■ **Material provided**
^^^^^^^^^^^^^^^^

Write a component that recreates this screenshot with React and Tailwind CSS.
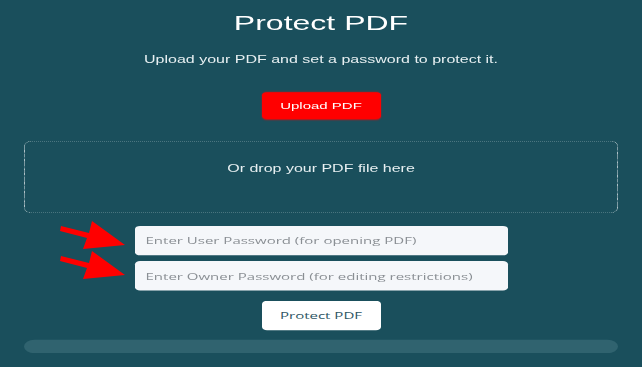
import React from "react";

export default function App() {
  return (
    <div className="relative h-[367px] w-full overflow-hidden bg-[#1a4f5c]">
      <div className="flex h-[573px] w-full origin-top scale-y-[0.64] flex-col items-center">
        <h1 className="mt-[17px] text-[32px] leading-[38px] text-white font-['Liberation_Sans',Arial,sans-serif]">
          Protect PDF
        </h1>
        <p className="mt-[27px] text-[16px] leading-[24px] text-[#e8f0f2] font-['Liberation_Sans',Arial,sans-serif]">
          Upload your PDF and set a password to protect it.
        </p>
        <button className="mt-[38px] flex h-[42px] w-[119px] items-center justify-center rounded-[5px] bg-[#ff0000] text-[15px] text-white shadow-[0_0_2px_rgba(255,0,0,0.8)] font-['Liberation_Sans',Arial,sans-serif]">
          Upload PDF
        </button>
        <div className="mt-[34px] flex h-[113px] w-[594px] flex-col items-center rounded-[8px] border-x-[1px] border-y-[1.6px] border-dotted border-[#dfe8ea] pt-[30px]">
          <span className="text-[16px] leading-[24px] text-[#e8f0f2] font-['Liberation_Sans',Arial,sans-serif]">
            Or drop your PDF file here
          </span>
        </div>
        <div className="mt-[20px] flex flex-col gap-[9px]">
          <input
            type="password"
            placeholder="Enter User Password (for opening PDF)"
            className="h-[46px] w-[373px] rounded-[5px] bg-[#f5f7fa] pl-[11px] text-[15px] text-[#333] outline-none placeholder:text-[#8a8f94] font-['Open_Sans',sans-serif]"
          />
          <input
            type="password"
            placeholder="Enter Owner Password (for editing restrictions)"
            className="h-[46px] w-[373px] rounded-[5px] bg-[#f5f7fa] pl-[11px] text-[15px] text-[#333] outline-none placeholder:text-[#8a8f94] font-['Open_Sans',sans-serif]"
          />
        </div>
        <button className="mt-[16px] flex h-[46px] w-[119px] items-center justify-center rounded-[5px] bg-white text-[15px] text-[#2d5563] font-['Open_Sans',sans-serif]">
          Protect PDF
        </button>
        <div className="mt-[15px] h-[21px] w-[594px] rounded-full bg-[#30636f]"></div>
      </div>
      <svg
        className="pointer-events-none absolute left-0 top-0"
        width="642"
        height="367"
        viewBox="0 0 642 367"
      >
        <path d="M61 226 L89 233 L92 221 L125 245 L83 249 L87 238 L60 231 Z" fill="#ff0000" />
        <path d="M61 256 L89 263 L92 251 L125 275 L83 279 L87 268 L60 261 Z" fill="#ff0000" />
      </svg>
    </div>
  );
}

^^^^^^^^^^^^^^^^

■ **What you need to do**
Exclude every picture and copy the remaining data exactly.

■ **Worked answer**
Write a component that recreates this screenshot with React and Tailwind CSS.
import React from "react";

export default function App() {
  return (
    <div className="relative h-[367px] w-full overflow-hidden bg-[#1a4f5c]">
      <div className="flex h-[573px] w-full origin-top scale-y-[0.64] flex-col items-center">
        <h1 className="mt-[17px] text-[32px] leading-[38px] text-white font-['Liberation_Sans',Arial,sans-serif]">
          Protect PDF
        </h1>
        <p className="mt-[27px] text-[16px] leading-[24px] text-[#e8f0f2] font-['Liberation_Sans',Arial,sans-serif]">
          Upload your PDF and set a password to protect it.
        </p>
        <button className="mt-[38px] flex h-[42px] w-[119px] items-center justify-center rounded-[5px] bg-[#ff0000] text-[15px] text-white shadow-[0_0_2px_rgba(255,0,0,0.8)] font-['Liberation_Sans',Arial,sans-serif]">
          Upload PDF
        </button>
        <div className="mt-[34px] flex h-[113px] w-[594px] flex-col items-center rounded-[8px] border-x-[1px] border-y-[1.6px] border-dotted border-[#dfe8ea] pt-[30px]">
          <span className="text-[16px] leading-[24px] text-[#e8f0f2] font-['Liberation_Sans',Arial,sans-serif]">
            Or drop your PDF file here
          </span>
        </div>
        <div className="mt-[20px] flex flex-col gap-[9px]">
          <input
            type="password"
            placeholder="Enter User Password (for opening PDF)"
            className="h-[46px] w-[373px] rounded-[5px] bg-[#f5f7fa] pl-[11px] text-[15px] text-[#333] outline-none placeholder:text-[#8a8f94] font-['Open_Sans',sans-serif]"
          />
          <input
            type="password"
            placeholder="Enter Owner Password (for editing restrictions)"
            className="h-[46px] w-[373px] rounded-[5px] bg-[#f5f7fa] pl-[11px] text-[15px] text-[#333] outline-none placeholder:text-[#8a8f94] font-['Open_Sans',sans-serif]"
          />
        </div>
        <button className="mt-[16px] flex h-[46px] w-[119px] items-center justify-center rounded-[5px] bg-white text-[15px] text-[#2d5563] font-['Open_Sans',sans-serif]">
          Protect PDF
        </button>
        <div className="mt-[15px] h-[21px] w-[594px] rounded-full bg-[#30636f]"></div>
      </div>
      <svg
        className="pointer-events-none absolute left-0 top-0"
        width="642"
        height="367"
        viewBox="0 0 642 367"
      >
        <path d="M61 226 L89 233 L92 221 L125 245 L83 249 L87 238 L60 231 Z" fill="#ff0000" />
        <path d="M61 256 L89 263 L92 251 L125 275 L83 279 L87 268 L60 261 Z" fill="#ff0000" />
      </svg>
    </div>
  );
}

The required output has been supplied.